[TASK DIRECTIONS]
Look through the data below. Show each line where the string "styles" occurs.

================

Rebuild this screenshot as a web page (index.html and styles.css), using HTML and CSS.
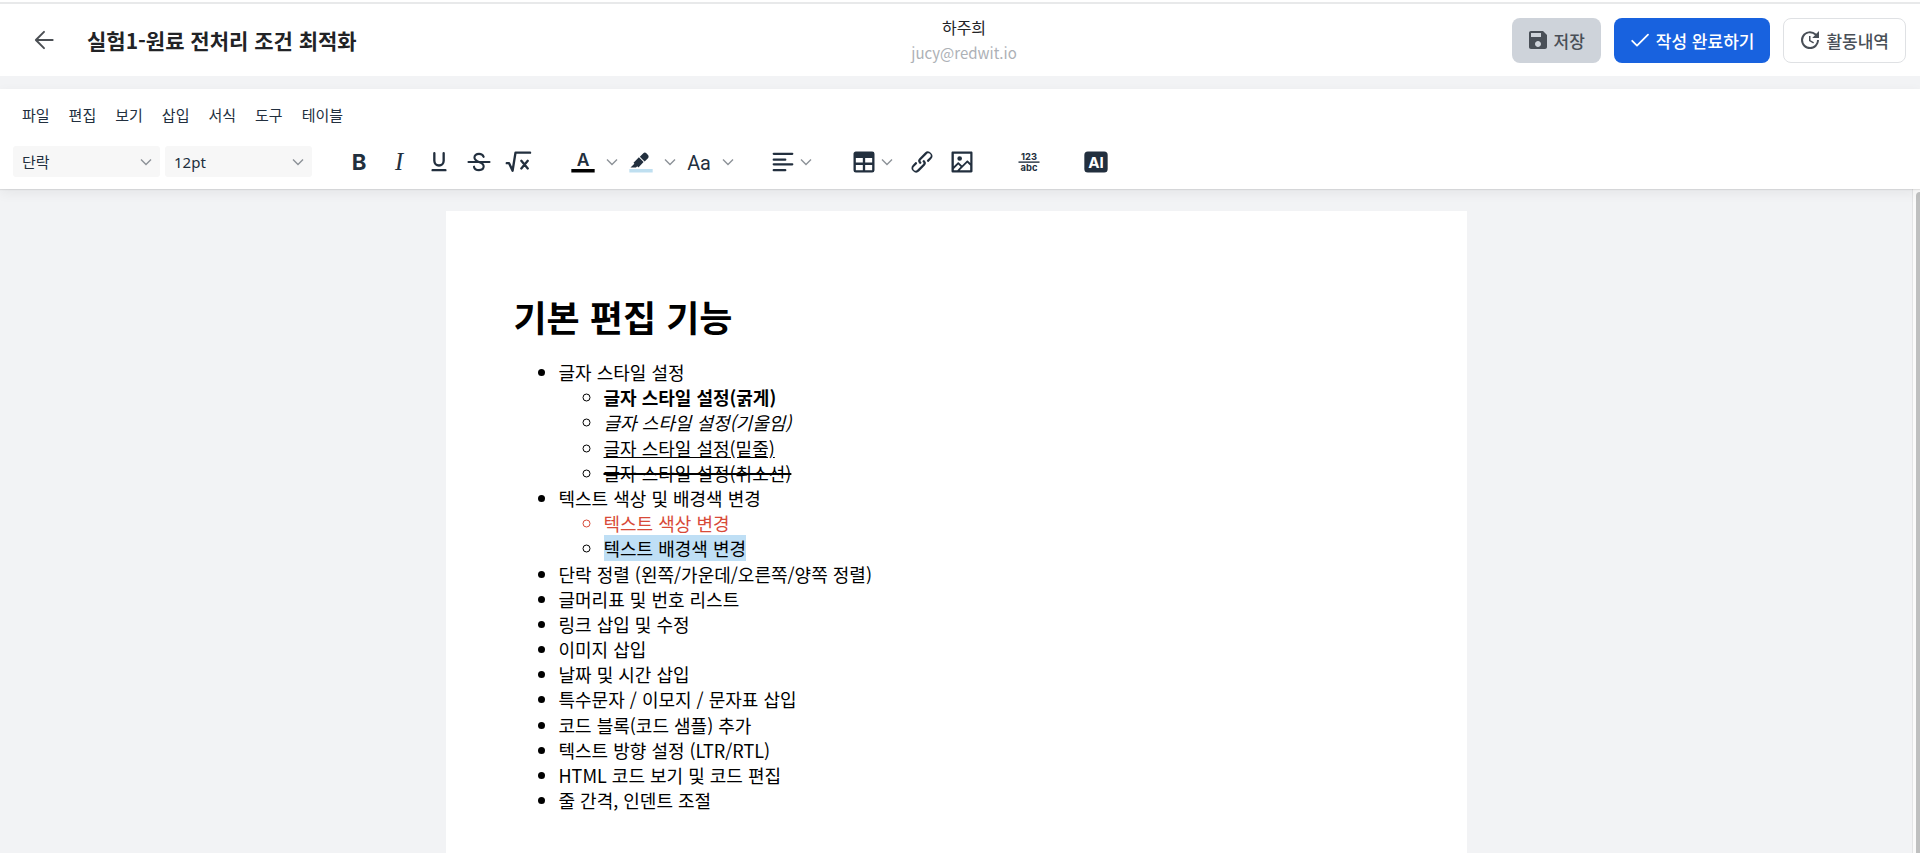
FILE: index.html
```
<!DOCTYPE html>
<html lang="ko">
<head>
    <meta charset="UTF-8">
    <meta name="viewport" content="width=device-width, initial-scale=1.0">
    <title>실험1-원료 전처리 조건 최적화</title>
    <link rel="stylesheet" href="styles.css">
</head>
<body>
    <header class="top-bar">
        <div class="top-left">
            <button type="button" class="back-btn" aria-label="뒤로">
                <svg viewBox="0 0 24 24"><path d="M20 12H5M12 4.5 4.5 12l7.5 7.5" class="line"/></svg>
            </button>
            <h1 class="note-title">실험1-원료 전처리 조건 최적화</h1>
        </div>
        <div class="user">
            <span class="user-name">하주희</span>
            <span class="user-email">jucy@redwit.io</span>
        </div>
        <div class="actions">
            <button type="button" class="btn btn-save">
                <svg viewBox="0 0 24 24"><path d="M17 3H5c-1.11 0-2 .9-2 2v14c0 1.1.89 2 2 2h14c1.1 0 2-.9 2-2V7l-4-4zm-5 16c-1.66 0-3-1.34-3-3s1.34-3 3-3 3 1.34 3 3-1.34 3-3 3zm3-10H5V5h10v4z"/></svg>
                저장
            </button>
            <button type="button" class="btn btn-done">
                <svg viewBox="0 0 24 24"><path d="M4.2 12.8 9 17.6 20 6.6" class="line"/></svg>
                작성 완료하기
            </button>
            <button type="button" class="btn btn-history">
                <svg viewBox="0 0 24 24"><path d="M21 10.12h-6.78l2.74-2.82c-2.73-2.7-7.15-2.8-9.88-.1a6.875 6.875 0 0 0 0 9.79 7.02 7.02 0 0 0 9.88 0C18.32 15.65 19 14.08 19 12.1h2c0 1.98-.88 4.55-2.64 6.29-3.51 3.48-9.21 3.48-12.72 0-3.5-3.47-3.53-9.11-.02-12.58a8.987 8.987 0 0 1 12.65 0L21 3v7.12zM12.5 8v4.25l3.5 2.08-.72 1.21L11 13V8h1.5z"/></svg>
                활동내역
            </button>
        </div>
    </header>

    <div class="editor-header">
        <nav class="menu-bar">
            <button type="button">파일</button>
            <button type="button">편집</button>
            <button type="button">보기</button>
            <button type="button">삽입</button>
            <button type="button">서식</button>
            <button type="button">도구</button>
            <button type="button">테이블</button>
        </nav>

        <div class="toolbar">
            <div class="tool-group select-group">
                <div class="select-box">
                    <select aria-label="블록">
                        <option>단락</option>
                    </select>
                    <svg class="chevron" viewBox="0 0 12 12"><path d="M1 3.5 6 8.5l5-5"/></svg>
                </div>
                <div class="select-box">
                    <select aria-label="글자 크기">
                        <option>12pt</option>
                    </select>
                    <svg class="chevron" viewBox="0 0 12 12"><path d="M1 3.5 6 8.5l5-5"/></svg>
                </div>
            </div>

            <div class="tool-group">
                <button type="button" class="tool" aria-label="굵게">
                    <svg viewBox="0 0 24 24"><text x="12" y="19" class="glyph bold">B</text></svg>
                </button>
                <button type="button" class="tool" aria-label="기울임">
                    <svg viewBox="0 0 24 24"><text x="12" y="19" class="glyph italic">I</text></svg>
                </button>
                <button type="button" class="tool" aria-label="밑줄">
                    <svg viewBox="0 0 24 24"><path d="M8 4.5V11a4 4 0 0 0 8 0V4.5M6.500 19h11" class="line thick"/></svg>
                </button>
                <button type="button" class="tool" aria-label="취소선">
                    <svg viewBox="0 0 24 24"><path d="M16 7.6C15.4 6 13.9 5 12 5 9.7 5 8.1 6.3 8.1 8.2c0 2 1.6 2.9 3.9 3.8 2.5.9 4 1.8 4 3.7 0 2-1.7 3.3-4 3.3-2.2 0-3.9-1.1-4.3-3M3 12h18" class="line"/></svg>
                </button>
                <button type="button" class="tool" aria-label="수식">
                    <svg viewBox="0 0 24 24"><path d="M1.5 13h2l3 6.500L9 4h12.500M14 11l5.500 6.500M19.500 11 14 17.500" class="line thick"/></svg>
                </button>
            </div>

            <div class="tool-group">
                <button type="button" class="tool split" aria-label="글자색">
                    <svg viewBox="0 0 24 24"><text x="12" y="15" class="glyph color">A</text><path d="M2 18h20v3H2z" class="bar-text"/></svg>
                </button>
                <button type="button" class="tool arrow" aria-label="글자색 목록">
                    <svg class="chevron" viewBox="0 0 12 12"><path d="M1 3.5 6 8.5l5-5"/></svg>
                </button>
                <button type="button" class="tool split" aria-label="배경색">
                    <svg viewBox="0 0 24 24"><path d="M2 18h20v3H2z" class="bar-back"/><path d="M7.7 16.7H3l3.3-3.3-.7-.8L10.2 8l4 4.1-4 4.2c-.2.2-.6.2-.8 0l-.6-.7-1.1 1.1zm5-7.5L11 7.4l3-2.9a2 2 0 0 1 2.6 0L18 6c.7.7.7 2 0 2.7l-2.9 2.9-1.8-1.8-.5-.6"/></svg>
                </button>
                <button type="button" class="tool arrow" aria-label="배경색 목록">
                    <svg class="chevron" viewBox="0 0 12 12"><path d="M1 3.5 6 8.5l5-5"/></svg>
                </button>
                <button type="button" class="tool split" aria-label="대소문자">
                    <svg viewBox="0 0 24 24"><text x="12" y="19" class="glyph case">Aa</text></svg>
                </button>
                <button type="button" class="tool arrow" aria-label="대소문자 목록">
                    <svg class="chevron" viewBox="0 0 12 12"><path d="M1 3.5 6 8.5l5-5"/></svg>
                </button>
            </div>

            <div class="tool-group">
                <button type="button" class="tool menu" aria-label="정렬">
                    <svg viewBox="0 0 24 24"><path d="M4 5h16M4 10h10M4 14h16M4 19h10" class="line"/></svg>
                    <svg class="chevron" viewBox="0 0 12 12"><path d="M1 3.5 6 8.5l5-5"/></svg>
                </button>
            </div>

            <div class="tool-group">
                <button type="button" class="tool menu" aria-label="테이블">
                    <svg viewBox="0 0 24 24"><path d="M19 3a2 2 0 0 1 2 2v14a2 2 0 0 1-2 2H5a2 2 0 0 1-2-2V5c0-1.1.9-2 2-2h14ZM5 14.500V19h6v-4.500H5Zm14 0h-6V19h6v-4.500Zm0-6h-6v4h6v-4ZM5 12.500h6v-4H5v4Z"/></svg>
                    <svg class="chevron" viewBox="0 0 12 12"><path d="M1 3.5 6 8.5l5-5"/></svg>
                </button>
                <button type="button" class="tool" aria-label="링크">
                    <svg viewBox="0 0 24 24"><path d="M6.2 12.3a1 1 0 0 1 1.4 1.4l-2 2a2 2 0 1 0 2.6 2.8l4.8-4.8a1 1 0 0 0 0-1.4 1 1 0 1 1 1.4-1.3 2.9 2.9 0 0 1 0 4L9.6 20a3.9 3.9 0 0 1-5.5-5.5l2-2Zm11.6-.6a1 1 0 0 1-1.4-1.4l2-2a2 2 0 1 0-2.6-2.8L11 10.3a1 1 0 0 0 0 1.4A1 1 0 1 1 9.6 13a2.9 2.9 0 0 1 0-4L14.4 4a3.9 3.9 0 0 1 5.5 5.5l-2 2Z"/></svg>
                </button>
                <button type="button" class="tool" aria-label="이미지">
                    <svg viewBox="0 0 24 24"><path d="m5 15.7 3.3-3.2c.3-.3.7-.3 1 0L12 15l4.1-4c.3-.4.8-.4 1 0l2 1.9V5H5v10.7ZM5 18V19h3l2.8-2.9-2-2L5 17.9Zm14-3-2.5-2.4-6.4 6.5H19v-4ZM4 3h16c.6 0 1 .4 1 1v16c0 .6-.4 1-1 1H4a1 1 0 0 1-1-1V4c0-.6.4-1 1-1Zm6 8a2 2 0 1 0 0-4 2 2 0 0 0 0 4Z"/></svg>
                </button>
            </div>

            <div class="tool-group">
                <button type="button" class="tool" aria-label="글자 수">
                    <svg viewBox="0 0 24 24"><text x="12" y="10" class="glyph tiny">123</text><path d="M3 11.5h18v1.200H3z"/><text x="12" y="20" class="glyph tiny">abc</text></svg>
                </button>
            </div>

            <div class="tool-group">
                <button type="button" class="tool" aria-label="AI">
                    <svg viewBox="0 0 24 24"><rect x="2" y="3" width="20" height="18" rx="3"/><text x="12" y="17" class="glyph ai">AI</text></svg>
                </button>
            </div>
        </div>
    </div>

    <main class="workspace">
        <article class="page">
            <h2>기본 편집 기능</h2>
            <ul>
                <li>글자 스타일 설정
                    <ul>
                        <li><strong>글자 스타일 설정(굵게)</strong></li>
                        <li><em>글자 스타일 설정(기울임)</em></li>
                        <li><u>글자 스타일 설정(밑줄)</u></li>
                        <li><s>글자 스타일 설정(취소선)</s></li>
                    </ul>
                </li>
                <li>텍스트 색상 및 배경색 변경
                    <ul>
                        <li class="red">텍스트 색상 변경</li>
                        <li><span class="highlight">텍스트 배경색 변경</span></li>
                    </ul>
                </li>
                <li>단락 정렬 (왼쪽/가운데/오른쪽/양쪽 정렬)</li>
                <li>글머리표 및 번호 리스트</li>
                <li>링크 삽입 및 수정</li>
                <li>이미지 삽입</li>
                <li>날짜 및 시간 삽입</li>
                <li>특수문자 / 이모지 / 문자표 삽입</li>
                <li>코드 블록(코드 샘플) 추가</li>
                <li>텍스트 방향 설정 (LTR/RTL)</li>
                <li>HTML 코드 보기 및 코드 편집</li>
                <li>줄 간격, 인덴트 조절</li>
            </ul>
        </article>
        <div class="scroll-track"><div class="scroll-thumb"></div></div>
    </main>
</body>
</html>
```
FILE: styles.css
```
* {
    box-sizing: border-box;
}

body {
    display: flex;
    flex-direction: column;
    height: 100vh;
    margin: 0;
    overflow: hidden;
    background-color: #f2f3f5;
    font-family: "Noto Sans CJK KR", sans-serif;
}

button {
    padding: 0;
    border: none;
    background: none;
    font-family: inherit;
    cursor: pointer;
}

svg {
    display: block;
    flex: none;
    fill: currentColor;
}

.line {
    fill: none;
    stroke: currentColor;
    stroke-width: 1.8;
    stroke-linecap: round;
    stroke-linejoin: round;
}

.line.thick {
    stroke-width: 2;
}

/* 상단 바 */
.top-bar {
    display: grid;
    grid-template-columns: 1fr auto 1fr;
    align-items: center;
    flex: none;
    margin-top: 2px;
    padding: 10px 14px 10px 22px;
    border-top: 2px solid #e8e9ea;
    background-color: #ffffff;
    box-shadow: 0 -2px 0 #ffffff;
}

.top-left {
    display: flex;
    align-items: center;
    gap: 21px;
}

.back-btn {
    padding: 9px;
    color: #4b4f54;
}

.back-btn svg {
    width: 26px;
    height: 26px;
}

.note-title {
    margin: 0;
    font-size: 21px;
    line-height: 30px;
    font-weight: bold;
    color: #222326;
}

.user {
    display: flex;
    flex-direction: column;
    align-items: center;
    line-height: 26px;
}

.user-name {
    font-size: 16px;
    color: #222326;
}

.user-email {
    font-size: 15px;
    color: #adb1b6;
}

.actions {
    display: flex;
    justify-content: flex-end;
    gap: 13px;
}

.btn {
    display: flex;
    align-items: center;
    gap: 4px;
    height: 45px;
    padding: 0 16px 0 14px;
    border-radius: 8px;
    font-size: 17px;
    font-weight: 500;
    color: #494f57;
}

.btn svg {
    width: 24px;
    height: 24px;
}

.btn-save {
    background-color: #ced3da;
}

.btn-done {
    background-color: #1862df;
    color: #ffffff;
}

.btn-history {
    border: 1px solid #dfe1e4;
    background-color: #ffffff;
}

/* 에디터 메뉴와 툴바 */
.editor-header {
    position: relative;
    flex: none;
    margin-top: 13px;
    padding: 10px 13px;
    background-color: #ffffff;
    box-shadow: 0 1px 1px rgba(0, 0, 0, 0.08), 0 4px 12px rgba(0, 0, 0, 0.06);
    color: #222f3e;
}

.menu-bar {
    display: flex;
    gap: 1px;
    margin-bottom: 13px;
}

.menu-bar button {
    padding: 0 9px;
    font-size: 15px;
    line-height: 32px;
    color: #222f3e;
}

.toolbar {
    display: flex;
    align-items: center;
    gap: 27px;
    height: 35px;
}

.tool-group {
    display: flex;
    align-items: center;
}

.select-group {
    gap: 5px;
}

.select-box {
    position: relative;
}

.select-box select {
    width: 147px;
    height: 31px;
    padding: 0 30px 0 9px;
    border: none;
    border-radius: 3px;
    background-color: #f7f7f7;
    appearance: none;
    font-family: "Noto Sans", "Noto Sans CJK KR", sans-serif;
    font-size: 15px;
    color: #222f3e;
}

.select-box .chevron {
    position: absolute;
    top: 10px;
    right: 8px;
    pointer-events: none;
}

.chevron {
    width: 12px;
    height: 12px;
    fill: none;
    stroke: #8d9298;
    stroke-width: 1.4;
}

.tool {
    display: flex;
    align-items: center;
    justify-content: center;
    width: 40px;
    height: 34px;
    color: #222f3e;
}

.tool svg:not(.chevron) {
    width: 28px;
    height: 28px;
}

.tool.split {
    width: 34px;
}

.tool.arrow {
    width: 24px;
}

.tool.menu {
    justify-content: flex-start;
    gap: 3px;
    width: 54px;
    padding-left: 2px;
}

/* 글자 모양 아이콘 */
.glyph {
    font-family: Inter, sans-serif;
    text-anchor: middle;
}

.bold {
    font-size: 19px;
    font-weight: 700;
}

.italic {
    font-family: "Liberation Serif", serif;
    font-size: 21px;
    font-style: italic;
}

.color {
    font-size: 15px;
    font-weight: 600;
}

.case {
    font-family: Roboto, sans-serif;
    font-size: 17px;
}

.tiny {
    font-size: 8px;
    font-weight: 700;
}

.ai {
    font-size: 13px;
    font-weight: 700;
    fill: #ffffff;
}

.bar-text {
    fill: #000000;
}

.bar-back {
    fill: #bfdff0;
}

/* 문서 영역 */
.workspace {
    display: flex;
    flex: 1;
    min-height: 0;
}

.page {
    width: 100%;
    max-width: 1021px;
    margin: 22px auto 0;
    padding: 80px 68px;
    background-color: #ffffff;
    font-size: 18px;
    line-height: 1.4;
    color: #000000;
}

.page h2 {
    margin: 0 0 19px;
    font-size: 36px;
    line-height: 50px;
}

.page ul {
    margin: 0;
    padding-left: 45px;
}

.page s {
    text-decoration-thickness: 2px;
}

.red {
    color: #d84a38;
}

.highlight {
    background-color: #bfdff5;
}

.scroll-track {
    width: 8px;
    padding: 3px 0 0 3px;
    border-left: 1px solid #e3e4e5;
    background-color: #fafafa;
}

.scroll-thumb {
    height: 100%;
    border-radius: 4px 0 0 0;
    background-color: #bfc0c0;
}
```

================

[EXERCISE RESULT]
Rebuild this screenshot as a web page (index.html and styles.css), using HTML and CSS.
    <link rel="stylesheet" href="styles.css">
FILE: styles.css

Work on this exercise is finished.